I'm looking to install a power inverter for my truck. I've been researching them and looking at their reviews. I know it needs to connect directly to the battery or battery's, needs to be fused. But what gets me is the size of wire required! If I wanted 2400 watt at 120 that would be 200 amps DC, which is way over kill. Just a reference, what I'm reading and what I know on AC doesn't compute. I know DC doesn't carry as far but I don't see why I would need to run 500 to my back seat?

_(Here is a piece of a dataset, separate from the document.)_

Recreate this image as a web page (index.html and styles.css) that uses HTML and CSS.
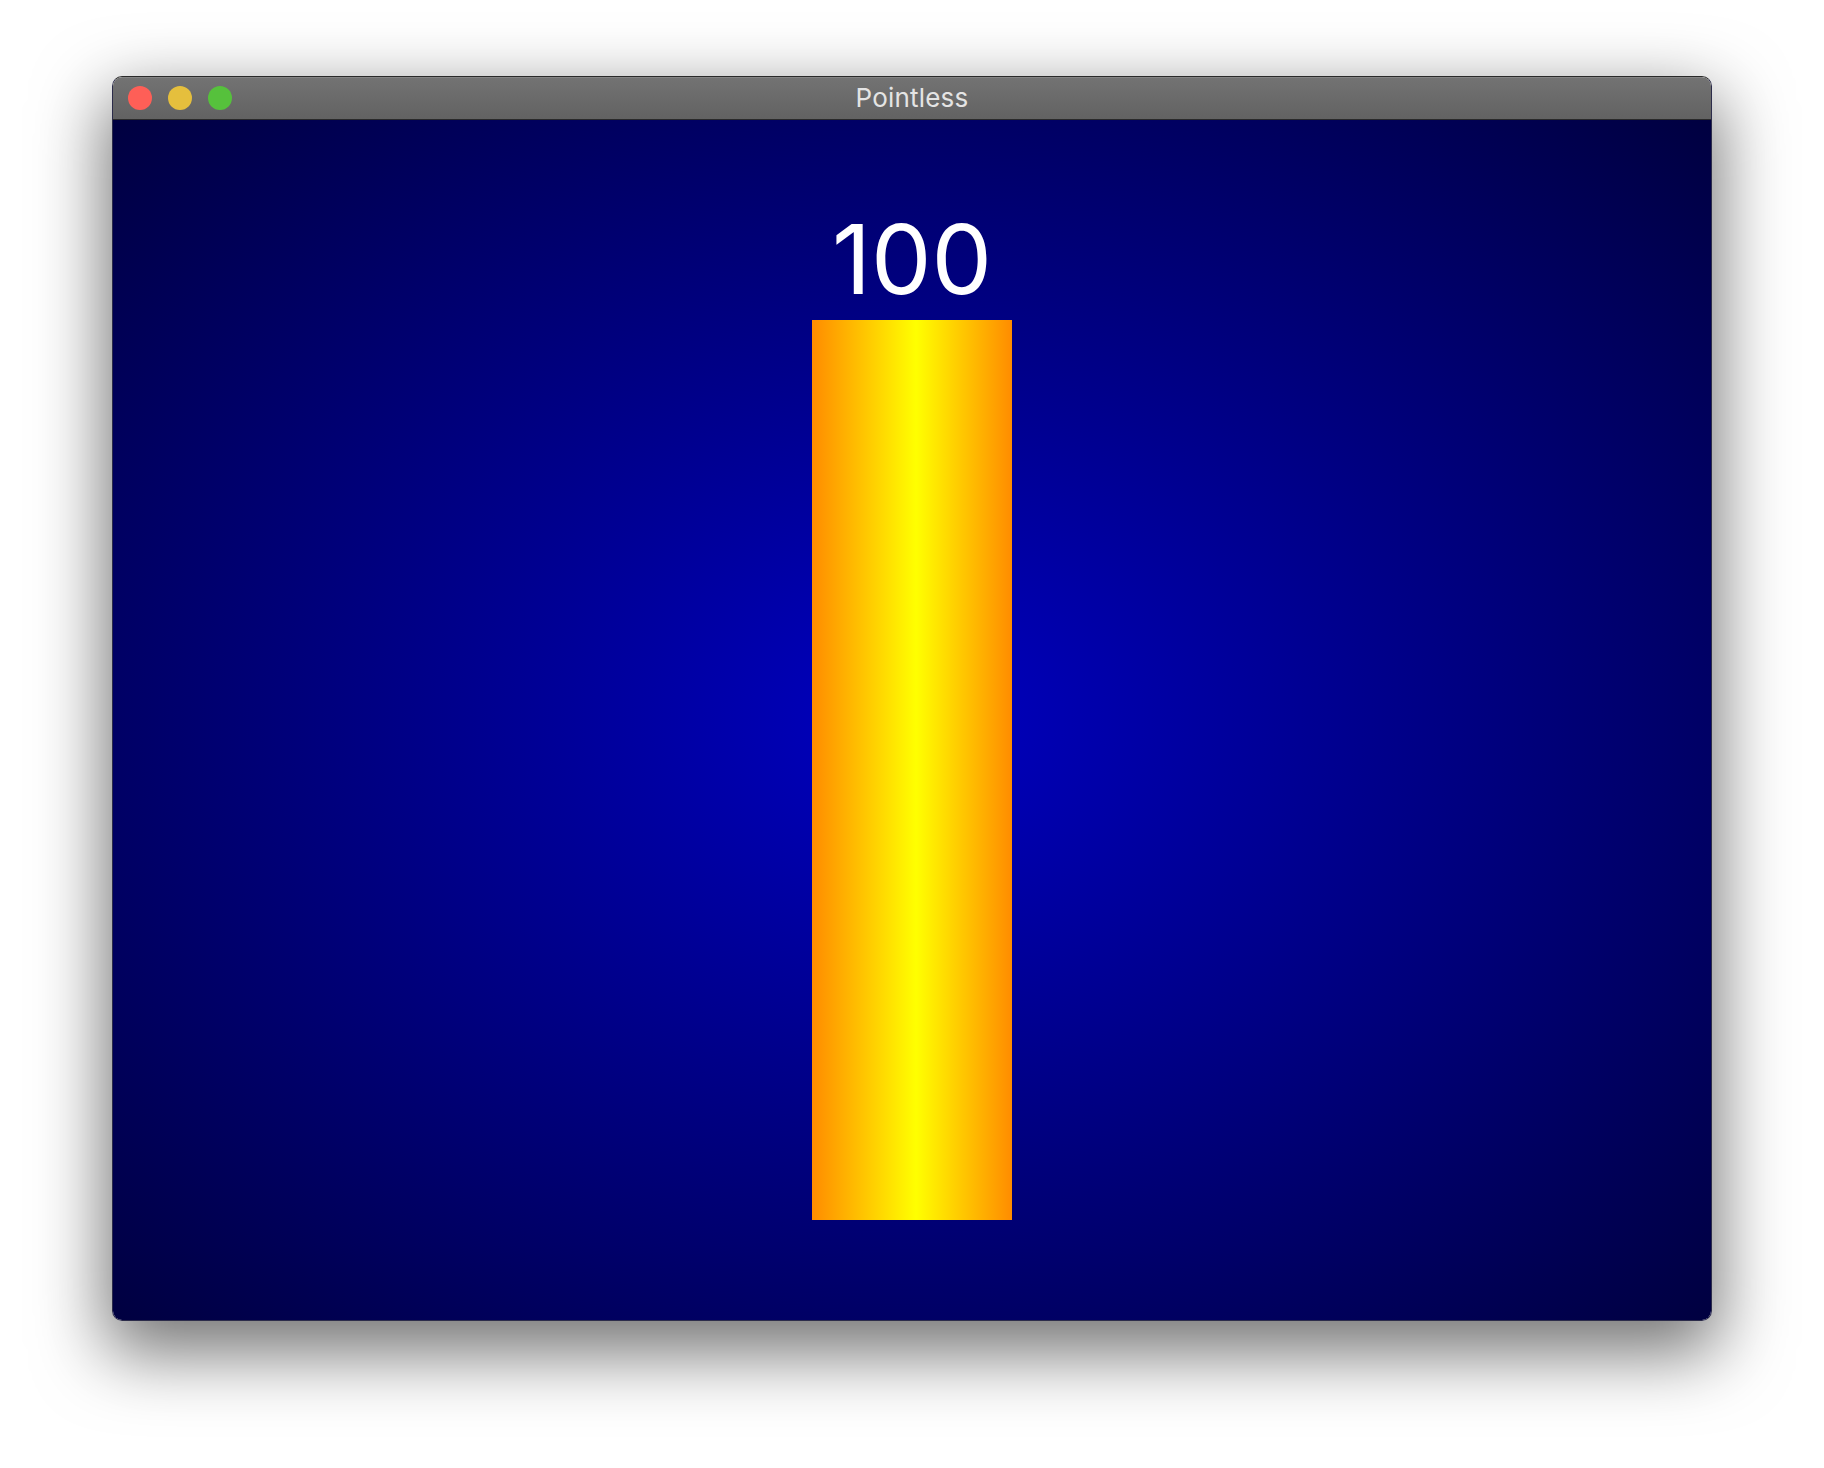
FILE: index.html
```html
<!DOCTYPE html>
<html>
<head>
<meta charset="utf-8">
<title>Pointless</title>
<link rel="stylesheet" href="styles.css">
</head>
<body>
<div class="window">
  <div class="titlebar">
    <div class="lights">
      <span class="light red"></span>
      <span class="light yellow"></span>
      <span class="light green"></span>
    </div>
    <div class="title">Pointless</div>
    <div class="spacer"></div>
  </div>
  <div class="content">
    <div class="score">100</div>
    <div class="bar"></div>
  </div>
</div>
</body>
</html>
```
FILE: styles.css
```css
html, body {
  margin: 0;
  padding: 0;
  background: #ffffff;
}
body {
  padding: 76px 112px 146px 112px;
  font-family: Inter, "Liberation Sans", sans-serif;
}
.window {
  width: 1600px;
  box-sizing: border-box;
  border: 1px solid #2c2c4a;
  border-top-color: #2a2a2a;
  border-radius: 10px;
  overflow: hidden;
  box-shadow: 0 26px 70px 6px rgba(0, 0, 0, 0.55);
}
.titlebar {
  height: 42px;
  border-bottom: 1px solid #2a2a2a;
  background: linear-gradient(to bottom, #737373, #626262);
  display: grid;
  grid-template-columns: 1fr auto 1fr;
  align-items: center;
  box-shadow: inset 0 1px 0 rgba(255, 255, 255, 0.12);
}
.lights {
  display: flex;
  gap: 16px;
  padding-left: 15px;
}
.light {
  width: 24px;
  height: 24px;
  border-radius: 50%;
  display: block;
}
.red { background: #fe5f57; }
.yellow { background: #e5bf3d; }
.green { background: #56c13c; }
.title {
  color: #e4e4e4;
  font-size: 26px;
  line-height: 42px;
  letter-spacing: 0.2px;
}
.content {
  height: 1200px;
  display: flex;
  flex-direction: column;
  align-items: center;
  padding-top: 91px;
  box-sizing: border-box;
  background: radial-gradient(ellipse farthest-corner at 50% 50%, #0000c0 0%, #000040 100%);
}
.score {
  color: #ffffff;
  font-size: 96px;
  line-height: 96px;
  height: 96px;
  margin-bottom: 13px;
}
.bar {
  width: 200px;
  height: 900px;
  background: linear-gradient(to right, #ff8c00 0%, #ffff00 52%, #ff8c00 100%);
}
```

what is the calculation on DC voltage drop?


Thanks!

 

[GoldDigger]

I'm looking to install a power inverter for my truck. I've been researching them and looking at their reviews. I know it needs to connect directly to the battery or battery's, needs to be fused. But what gets me is the size of wire required! If I wanted 2400 watt at 120 that would be 200 amps DC, which is way over kill. Just a reference, what I'm reading and what I know on AC doesn't compute. I know DC doesn't carry as far but I don't see why I would need to run 500 to my back seat?

what is the calculation on DC voltage drop?


Thanks!

The voltage drop calculation for DC is exactly the same as for AC in situations where the inductance of the wire and skin effect changes in current distribution are not issues.
Two things you need to realize when doing the calculation for 12V DC in your car are:

1. The voltage drop in the wire is for only one direction if you are using the frame of the car as the return (ground) conductor. Most calculators for residential/commercial automatically figure in the the voltage drop for two wires of the length you specify IF you select single phase or one wire of the length you specify if you select three phase.
If there is an option for DC you need to find out whether the calculator you use does the one-way or two-way voltage drop.
2. A tolerably low voltage drop for 120AC (say 6 volts) is an absolutely unacceptable voltage drop when you are starting out with only a 12V supply.
This generally means that the wire needed for a given current for a 12V DC application will be much larger than for 120V AC.

One other result from item 2 is that it is much better to put the inverter as close as possible to the battery even if it means running a longer AC line to whatever the inverter is powering. Unfortunately between the heat and the lack of available space it is not always possible to put the inverter under the hood. But putting it in the trunk to keep it out of the way has big drawbacks.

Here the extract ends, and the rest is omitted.